What the exercise asks
Copy each line of the data below exactly, leaving out pictures.
[start Collected material]
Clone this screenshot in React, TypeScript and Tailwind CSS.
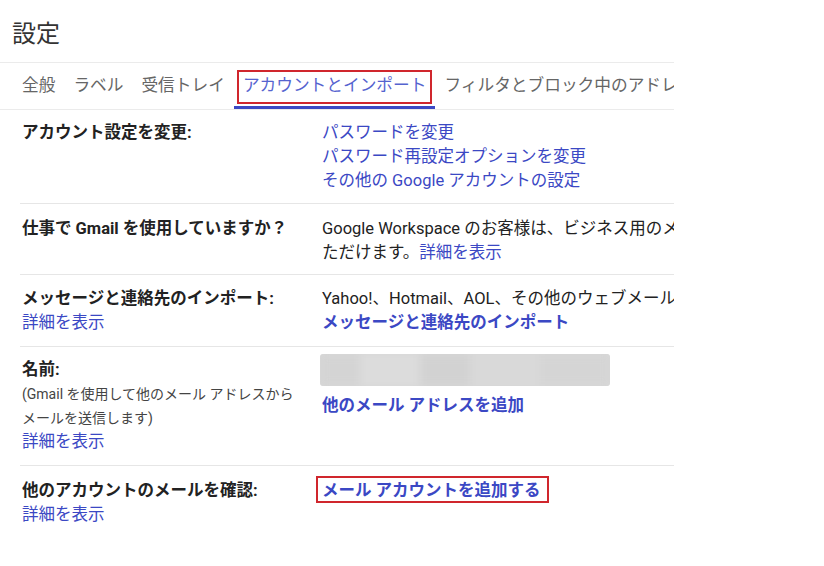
import React from "react";

const link = "text-[#3b48c4]";

function Row({
  label,
  children,
  last,
  className = "",
}: {
  label: React.ReactNode;
  children: React.ReactNode;
  last?: boolean;
  className?: string;
}) {
  return (
    <div
      className={`grid grid-cols-[302px_1fr] leading-6 ${
        last ? "" : "border-b border-[#e6e6e6]"
      } ${className}`}
    >
      <div className="pl-[2px] text-[#222]">{label}</div>
      <div className="whitespace-nowrap text-[#222]">{children}</div>
    </div>
  );
}

export default function App() {
  const tabs = ["全般", "ラベル", "受信トレイ", "アカウントとインポート", "フィルタとブロック中のアドレス"];
  return (
    <div
      className="w-[824px] h-[566px] bg-white overflow-hidden text-[16.5px]"
      style={{ fontFamily: 'Roboto, "Noto Sans CJK JP", sans-serif' }}
    >
      <div className="w-[674px] overflow-hidden">
        <div className="h-[62px] flex items-center pt-[5px] pl-[12px] text-[24px] text-[#333]">
          設定
        </div>
        <div className="flex h-[48px] border-y border-[#ebebeb] pl-[13px] whitespace-nowrap text-[16.7px]">
          {tabs.map((t, i) => (
            <div
              key={t}
              className={`relative flex items-center px-[9px] ${
                i === 3 ? "text-[#5563cf]" : "text-[#666]"
              }`}
            >
              {t}
              {i === 3 && (
                <>
                  <span className="absolute left-[3px] right-[3px] top-[7px] bottom-[5px] border-2 border-[#d0262d]" />
                  <span className="absolute left-0 right-0 bottom-0 h-[3px] bg-[#3b48c4]" />
                </>
              )}
            </div>
          ))}
        </div>
        <div className="pl-[20px]">
          <Row label={<span className="font-bold">アカウント設定を変更:</span>} className="pt-[11px] pb-[10px]">
            <div className={link}>パスワードを変更</div>
            <div className={link}>パスワード再設定オプションを変更</div>
            <div className={link}>その他の Google アカウントの設定</div>
          </Row>
          <Row label={<span className="font-bold">仕事で Gmail を使用していますか？</span>} className="pt-[13px] pb-[9px]">
            <div>Google Workspace のお客様は、ビジネス用のメール アドレス（you@yourcompany）をご利用い</div>
            <div>
              ただけます。<span className={link}>詳細を表示</span>
            </div>
          </Row>
          <Row
            className="pt-[12px] pb-[11px]"
            label={
              <>
                <div className="font-bold">メッセージと連絡先のインポート:</div>
                <div className={link}>詳細を表示</div>
              </>
            }
          >
            <div>Yahoo!、Hotmail、AOL、その他のウェブメールや POP3 アカウントからインポートします。</div>
            <div className={`${link} font-bold`}>メッセージと連絡先のインポート</div>
          </Row>
          <Row
            className="pt-[11px] pb-[11px]"
            label={
              <>
                <div className="font-bold">名前:</div>
                <div className="text-[14px] text-[#444]">(Gmail を使用して他のメール アドレスから</div>
                <div className="text-[14px] text-[#444]">メールを送信します)</div>
                <div className={link}>詳細を表示</div>
              </>
            }
          >
            <div className="mt-[-4px] ml-[-2px] w-[290px] h-[32px] rounded-[3px] overflow-hidden flex bg-[#d8d8d8]">
              <div className="flex w-full blur-[4px]">
                <div className="w-[40px] bg-[#d4d4d4]" />
                <div className="w-[60px] bg-[#dcdcdc]" />
                <div className="w-[50px] bg-[#d2d2d2]" />
                <div className="w-[70px] bg-[#d9d9d9]" />
                <div className="w-[70px] bg-[#d5d5d5]" />
              </div>
            </div>
            <div className={`${link} font-bold mt-[8px]`}>他のメール アドレスを追加</div>
          </Row>
          <Row
            last
            className="pt-[13px] pb-[11px]"
            label={
              <>
                <div className="font-bold">他のアカウントのメールを確認:</div>
                <div className={link}>詳細を表示</div>
              </>
            }
          >
            <span className={`relative ${link} font-bold`}>
              メール アカウントを追加する
              <span className="absolute left-[-6px] right-[-8px] top-[-5px] bottom-[-3px] border-2 border-[#d0262d]" />
            </span>
          </Row>
        </div>
      </div>
    </div>
  );
}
[end Collected material]
Written response
Clone this screenshot in React, TypeScript and Tailwind CSS.
import React from "react";

const link = "text-[#3b48c4]";

function Row({
  label,
  children,
  last,
  className = "",
}: {
  label: React.ReactNode;
  children: React.ReactNode;
  last?: boolean;
  className?: string;
}) {
  return (
    <div
      className={`grid grid-cols-[302px_1fr] leading-6 ${
        last ? "" : "border-b border-[#e6e6e6]"
      } ${className}`}
    >
      <div className="pl-[2px] text-[#222]">{label}</div>
      <div className="whitespace-nowrap text-[#222]">{children}</div>
    </div>
  );
}

export default function App() {
  const tabs = ["全般", "ラベル", "受信トレイ", "アカウントとインポート", "フィルタとブロック中のアドレス"];
  return (
    <div
      className="w-[824px] h-[566px] bg-white overflow-hidden text-[16.5px]"
      style={{ fontFamily: 'Roboto, "Noto Sans CJK JP", sans-serif' }}
    >
      <div className="w-[674px] overflow-hidden">
        <div className="h-[62px] flex items-center pt-[5px] pl-[12px] text-[24px] text-[#333]">
          設定
        </div>
        <div className="flex h-[48px] border-y border-[#ebebeb] pl-[13px] whitespace-nowrap text-[16.7px]">
          {tabs.map((t, i) => (
            <div
              key={t}
              className={`relative flex items-center px-[9px] ${
                i === 3 ? "text-[#5563cf]" : "text-[#666]"
              }`}
            >
              {t}
              {i === 3 && (
                <>
                  <span className="absolute left-[3px] right-[3px] top-[7px] bottom-[5px] border-2 border-[#d0262d]" />
                  <span className="absolute left-0 right-0 bottom-0 h-[3px] bg-[#3b48c4]" />
                </>
              )}
            </div>
          ))}
        </div>
        <div className="pl-[20px]">
          <Row label={<span className="font-bold">アカウント設定を変更:</span>} className="pt-[11px] pb-[10px]">
            <div className={link}>パスワードを変更</div>
            <div className={link}>パスワード再設定オプションを変更</div>
            <div className={link}>その他の Google アカウントの設定</div>
          </Row>
          <Row label={<span className="font-bold">仕事で Gmail を使用していますか？</span>} className="pt-[13px] pb-[9px]">
            <div>Google Workspace のお客様は、ビジネス用のメール アドレス（you@yourcompany）をご利用い</div>
            <div>
              ただけます。<span className={link}>詳細を表示</span>
            </div>
          </Row>
          <Row
            className="pt-[12px] pb-[11px]"
            label={
              <>
                <div className="font-bold">メッセージと連絡先のインポート:</div>
                <div className={link}>詳細を表示</div>
              </>
            }
          >
            <div>Yahoo!、Hotmail、AOL、その他のウェブメールや POP3 アカウントからインポートします。</div>
            <div className={`${link} font-bold`}>メッセージと連絡先のインポート</div>
          </Row>
          <Row
            className="pt-[11px] pb-[11px]"
            label={
              <>
                <div className="font-bold">名前:</div>
                <div className="text-[14px] text-[#444]">(Gmail を使用して他のメール アドレスから</div>
                <div className="text-[14px] text-[#444]">メールを送信します)</div>
                <div className={link}>詳細を表示</div>
              </>
            }
          >
            <div className="mt-[-4px] ml-[-2px] w-[290px] h-[32px] rounded-[3px] overflow-hidden flex bg-[#d8d8d8]">
              <div className="flex w-full blur-[4px]">
                <div className="w-[40px] bg-[#d4d4d4]" />
                <div className="w-[60px] bg-[#dcdcdc]" />
                <div className="w-[50px] bg-[#d2d2d2]" />
                <div className="w-[70px] bg-[#d9d9d9]" />
                <div className="w-[70px] bg-[#d5d5d5]" />
              </div>
            </div>
            <div className={`${link} font-bold mt-[8px]`}>他のメール アドレスを追加</div>
          </Row>
          <Row
            last
            className="pt-[13px] pb-[11px]"
            label={
              <>
                <div className="font-bold">他のアカウントのメールを確認:</div>
                <div className={link}>詳細を表示</div>
              </>
            }
          >
            <span className={`relative ${link} font-bold`}>
              メール アカウントを追加する
              <span className="absolute left-[-6px] right-[-8px] top-[-5px] bottom-[-3px] border-2 border-[#d0262d]" />
            </span>
          </Row>
        </div>
      </div>
    </div>
  );
}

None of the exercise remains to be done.